# Computing Optimal Labels
Backtesting a Always Buy/Sell Strategies to compute Optimal strategy for a day-ticker combination using MILP

In [1]:
# !pip install import_ipynb --quiet
# !pip install anvil-uplink --quiet
# !pip install yfinance --quiet
# !pip install pandas_ta --quiet
# !pip install ipynb --quiet
# !pip install rpyc --quiet
# !pip install pulp

In [2]:
# # pull files from Github
# !git clone https://github.com/gmshroff/algostrats.git

In [3]:
# %cd algostrats

In [1]:
# change to True if on colab
colab=False

In [2]:
import pandas as pd
import numpy as np
import import_ipynb
from backtest import Backtest
from feeds import BackFeed,DataFeed
from validation import Validate
import pickle
from itertools import product
from tqdm.notebook import tqdm

importing Jupyter notebook from backtest.ipynb
importing Jupyter notebook from feeds.ipynb
importing Jupyter notebook from synfeed.ipynb
importing Jupyter notebook from india_calendar.ipynb
importing Jupyter notebook from featfuncs.ipynb
importing Jupyter notebook from feed_env.ipynb
importing Jupyter notebook from validation.ipynb


In [3]:
from rulestrats import RuleStrat,do_nothing,always_buy,always_sell

importing Jupyter notebook from rulestrats.ipynb


In [4]:
from pulp_jobs import Jobs
from featfuncs import feat_aug,add_addl_features_feed,add_ta_features_feed,add_sym_feature_feed
from featfuncs import add_global_indices_feed

importing Jupyter notebook from pulp_jobs.ipynb


In [5]:
import warnings
warnings.simplefilter("ignore")

In [6]:
loadfeed=True
savefeed=False
synthetic=False

Deterministic Strategy - 1 or -1

In [7]:
class DetStrat(RuleStrat):
    def __init__(self,action=0):
        self.action=action
        self.data_cols=['row_num','Close']
        self.model_type='rule-based'
        super().__init__()
    def check_entry_batch(self,dfD):
        if self.action==-1: return always_sell(dfD)
        elif self.action==1: return always_buy(dfD)
        else: return do_nothing(dfD)

In [8]:
data=pd.read_csv('./capvol100.csv')

In [9]:
tickers=list(data.iloc[0:50]['ticker'].values)

In [10]:
def stringify(x):
    return pd.to_datetime(x['Datetime']).strftime('%d-%b-%Y')

In [11]:
loadfeed_path = '../algodata/realdata/datafeed_augdata_03-Feb-2022_5m_True_False.pkl'

In [12]:
if not loadfeed:
    feed=BackFeed(tickers=tickers,nd=3,nw=1,synthetic=synthetic)
    if savefeed: 
        with open('../../temp_data/feed.pickle','wb') as f: pickle.dump(feed,f)
elif loadfeed:
    with open(loadfeed_path,'rb') as f: feed=pickle.load(f)

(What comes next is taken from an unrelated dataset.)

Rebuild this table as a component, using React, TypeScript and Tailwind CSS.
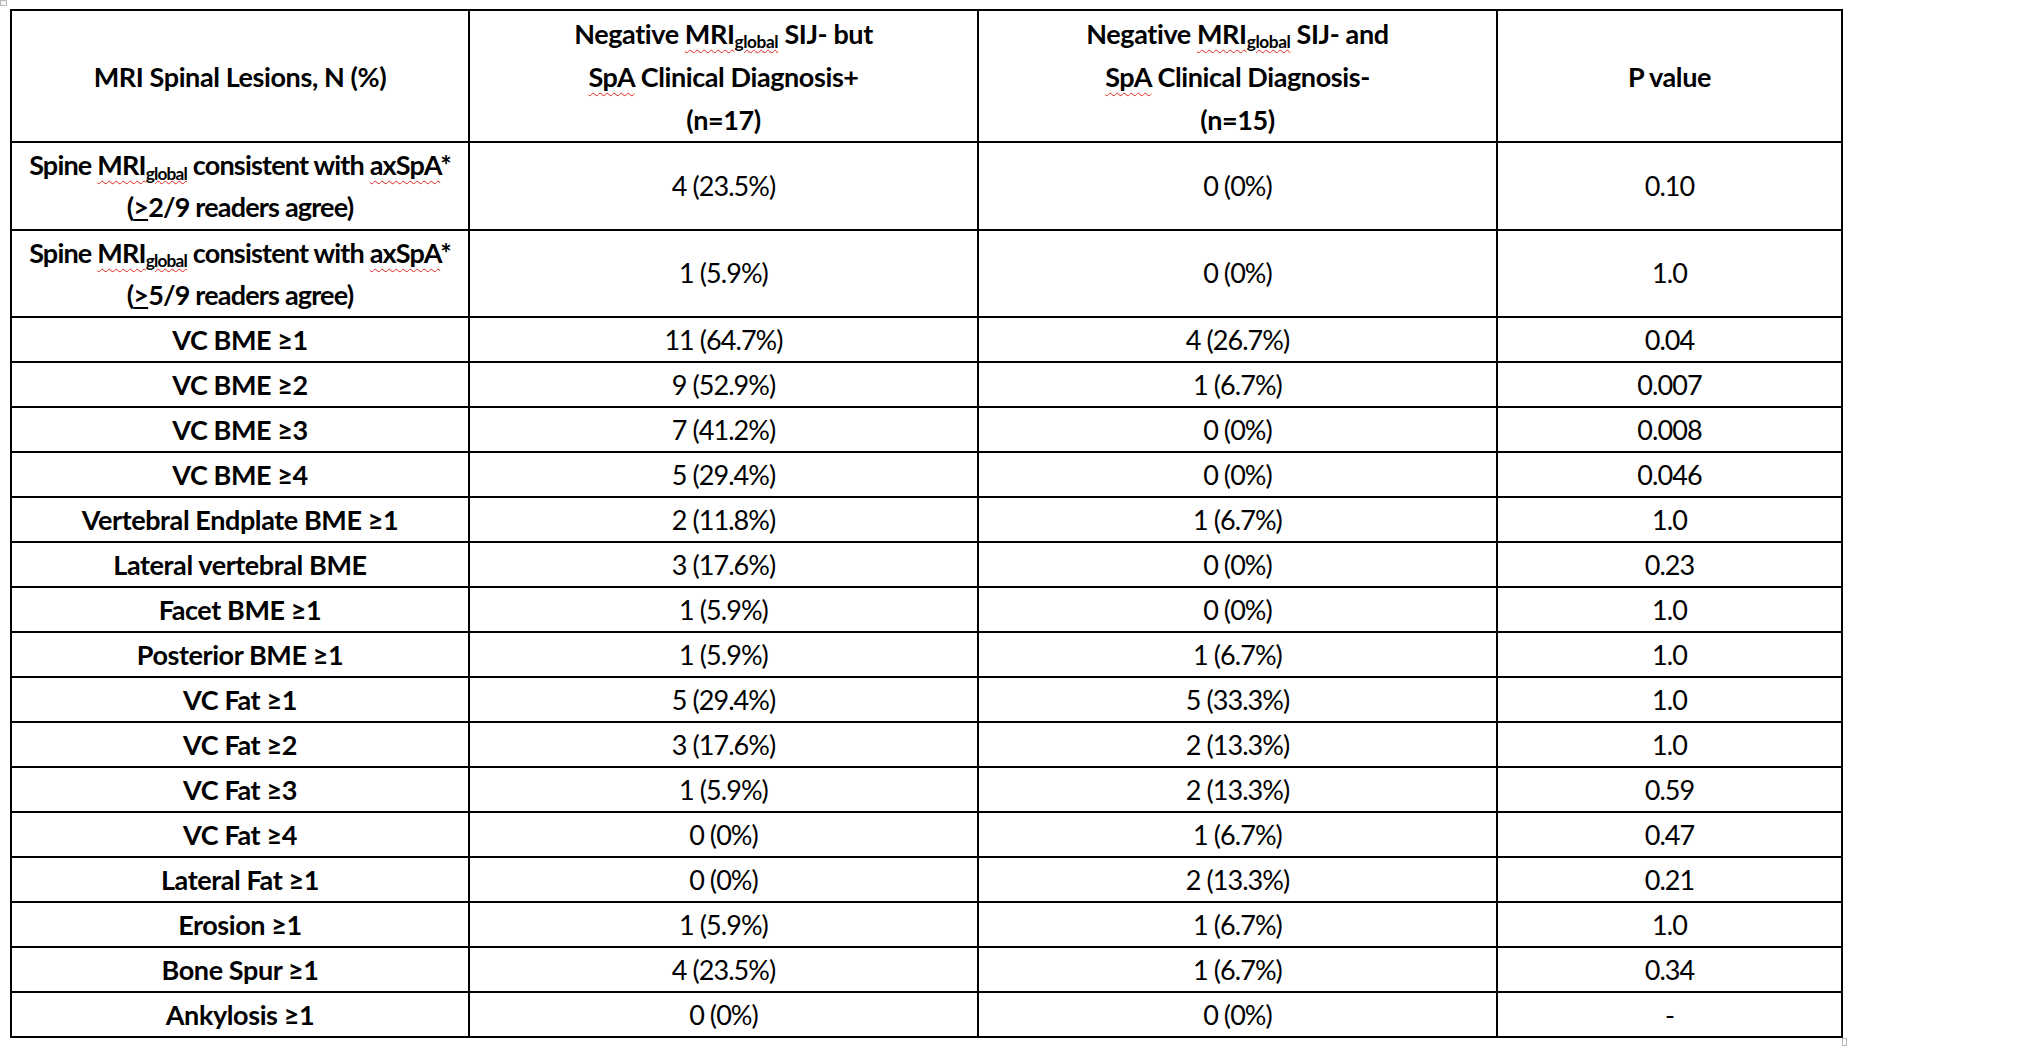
import React from 'react';

type Row = {
    label: string;
    pos: string;
    neg: string;
    p: string;
};

const rows: Row[] = [
    { label: 'VC BME ≥1', pos: '11 (64.7%)', neg: '4 (26.7%)', p: '0.04' },
    { label: 'VC BME ≥2', pos: '9 (52.9%)', neg: '1 (6.7%)', p: '0.007' },
    { label: 'VC BME ≥3', pos: '7 (41.2%)', neg: '0 (0%)', p: '0.008' },
    { label: 'VC BME ≥4', pos: '5 (29.4%)', neg: '0 (0%)', p: '0.046' },
    { label: 'Vertebral Endplate BME ≥1', pos: '2 (11.8%)', neg: '1 (6.7%)', p: '1.0' },
    { label: 'Lateral vertebral BME', pos: '3 (17.6%)', neg: '0 (0%)', p: '0.23' },
    { label: 'Facet BME ≥1', pos: '1 (5.9%)', neg: '0 (0%)', p: '1.0' },
    { label: 'Posterior BME ≥1', pos: '1 (5.9%)', neg: '1 (6.7%)', p: '1.0' },
    { label: 'VC Fat ≥1', pos: '5 (29.4%)', neg: '5 (33.3%)', p: '1.0' },
    { label: 'VC Fat ≥2', pos: '3 (17.6%)', neg: '2 (13.3%)', p: '1.0' },
    { label: 'VC Fat ≥3', pos: '1 (5.9%)', neg: '2 (13.3%)', p: '0.59' },
    { label: 'VC Fat ≥4', pos: '0 (0%)', neg: '1 (6.7%)', p: '0.47' },
    { label: 'Lateral Fat ≥1', pos: '0 (0%)', neg: '2 (13.3%)', p: '0.21' },
    { label: 'Erosion ≥1', pos: '1 (5.9%)', neg: '1 (6.7%)', p: '1.0' },
    { label: 'Bone Spur ≥1', pos: '4 (23.5%)', neg: '1 (6.7%)', p: '0.34' },
    { label: 'Ankylosis ≥1', pos: '0 (0%)', neg: '0 (0%)', p: '-' },
];

// red spell-check squiggle, like Word draws it
const Squiggle: React.FC<{ children: React.ReactNode }> = ({ children }) => (
    <span className="underline decoration-wavy decoration-[#e0231c] decoration-1 underline-offset-[5px]">{children}</span>
);

const MriGlobal: React.FC = () => (
    <Squiggle>
        MRI<span className="relative top-[0.28em] text-[0.64em] leading-[0]">global</span>
    </Squiggle>
);

const SpineLabel: React.FC<{ n: string }> = ({ n }) => (
    <>
        Spine <MriGlobal /> consistent with <Squiggle>axSpA</Squiggle>*
        <br />
        (<span className="underline underline-offset-2">&gt;</span>{n}/9 readers agree)
    </>
);

const cell = 'border-2 border-black text-center align-middle p-0 whitespace-nowrap';
const num = `${cell} tracking-[-0.035em]`;

export default function App() {
    return (
        <div className="relative w-[2036px] h-[1046px] bg-white text-black font-['Lato',sans-serif] text-[27px] tracking-[-0.015em]">
            {/* Word table handles */}
            <div className="absolute left-0 top-0 w-[7px] h-[6px] border border-[#b8b8b8] bg-[#f4f4f4]" />
            <div className="absolute left-[1842px] top-[1038px] w-[5px] h-[8px] border border-[#b8b8b8] bg-white" />

            <div className="pl-[10px] pt-[9px]">
                <table className="border-collapse table-fixed w-[1831px]">
                    <colgroup>
                        <col className="w-[458px]" />
                        <col className="w-[509px]" />
                        <col className="w-[519px]" />
                        <col className="w-[345px]" />
                    </colgroup>
                    <thead>
                        <tr className="h-[132px] font-bold leading-[43px]">
                            <th className={cell}>MRI Spinal Lesions, N (%)</th>
                            <th className={cell}>
                                Negative <MriGlobal /> SIJ- but
                                <br />
                                <Squiggle>SpA</Squiggle> Clinical Diagnosis+
                                <br />
                                (n=17)
                            </th>
                            <th className={cell}>
                                Negative <MriGlobal /> SIJ- and
                                <br />
                                <Squiggle>SpA</Squiggle> Clinical Diagnosis-
                                <br />
                                (n=15)
                            </th>
                            <th className={cell}>P value</th>
                        </tr>
                    </thead>
                    <tbody>
                        <tr className="h-[88px]">
                            <td className={`${cell} font-bold leading-[42px] tracking-[-0.03em]`}><SpineLabel n="2" /></td>
                            <td className={num}>4 (23.5%)</td>
                            <td className={num}>0 (0%)</td>
                            <td className={num}>0.10</td>
                        </tr>
                        <tr className="h-[87px]">
                            <td className={`${cell} font-bold leading-[42px] tracking-[-0.03em]`}><SpineLabel n="5" /></td>
                            <td className={num}>1 (5.9%)</td>
                            <td className={num}>0 (0%)</td>
                            <td className={num}>1.0</td>
                        </tr>
                        {rows.map(row => (
                            <tr key={row.label} className="h-[45px] leading-[38px]">
                                <td className={`${cell} font-bold`}>{row.label}</td>
                                <td className={num}>{row.pos}</td>
                                <td className={num}>{row.neg}</td>
                                <td className={num}>{row.p}</td>
                            </tr>
                        ))}
                    </tbody>
                </table>
            </div>
        </div>
    );
}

Gather Data for Computing Optimal Strategies for a given Feed

In [13]:
def assemble_backtests(feed,topk=3,actions=[-1,1],
                       stops=[.01,.005,.02],
                       targets=[.01,.005,.02]):
    posD={}
    print('Assembling backtests')
    for idx, (action,stop,target) in tqdm(enumerate([c for c in product(actions,stops,targets)])):
        detStrat=DetStrat(action)
        try:
            with open(loadfeed_path,'rb') as f: feed=pickle.load(f)
            bt=Backtest(feed,tickers=feed.tickers,add_features=True,target=target,stop=stop,txcost=0.001,
                        loc_exit=True,scan=True,topk=3,deploy=False,save_dfs=False)
        except:
            print(f'Error on idx: {idx, action, stop, target}, datesQ: {feed.datesQ}')
            continue
        bt.run_all(tickers=feed.tickers,model=detStrat,verbose=False)
        for t in bt.results:
            if t not in posD: posD[t]={}
            for d in bt.results[t]:
                if d not in posD[t]: posD[t][d]=[]
                max_r=0
                max_e=0
                for p in bt.results[t][d]['rew']:
                    if p[1]>0 and (p[1]>max_r or p[0]>=max_e): 
                        posD[t][d]+=[(p[0],p[2],p[1],(p[0],action,stop,target,p[2],p[1]))]
                        max_r,max_e=max(max_r,p[1]),max(max_e,p[2])
    return posD

In [14]:
def compute_optimal(posD,min_row=0):
    optD={}
    for t in posD:
        if t not in optD: optD[t]={}
        for d in posD[t]:
            print(f'Computing optimal strategy for {t} on {d} starting from {min_row}')
            jobs=Jobs()
            for p in posD[t][d]:
                if p[0]>=min_row: jobs.add_job(p[0],p[1],p[2],p[3])
            if jobs.k>0:
                jobs.setup()
                jobs.solve()
                x=jobs.get_soln()
                optD[t][d]=[j for i,j in enumerate(jobs.dL) if x[i]>0]
            else: optD[t][d]=[]
    [optD[t][d].sort(key=lambda x: x[0]) for t in optD for d in optD[t]]
    optR={t+' '+d:(lambda x: sum(x) if len(x)>0 else 0)([o[5] for o in optD[t][d]]) for t in optD for d in optD[t]}
    return optD,optR

In [15]:
loadposD=False

In [16]:
if loadposD: 
    with open('../../temp_data/posD.pickle','rb') as f: posD=pickle.load(f)
else: 
    posD=assemble_backtests(feed)
    if loadfeed:
        posD_path = loadfeed_path.rstrip('.pkl') + "_optimal_posD.pkl"
    else:
        posD_path = 'posD.pkl'
    with open(posD_path,'wb') as f: pickle.dump(posD,f)

Assembling backtests


0it [00:00, ?it/s]

In [19]:
optD,optR=compute_optimal(posD,min_row=5)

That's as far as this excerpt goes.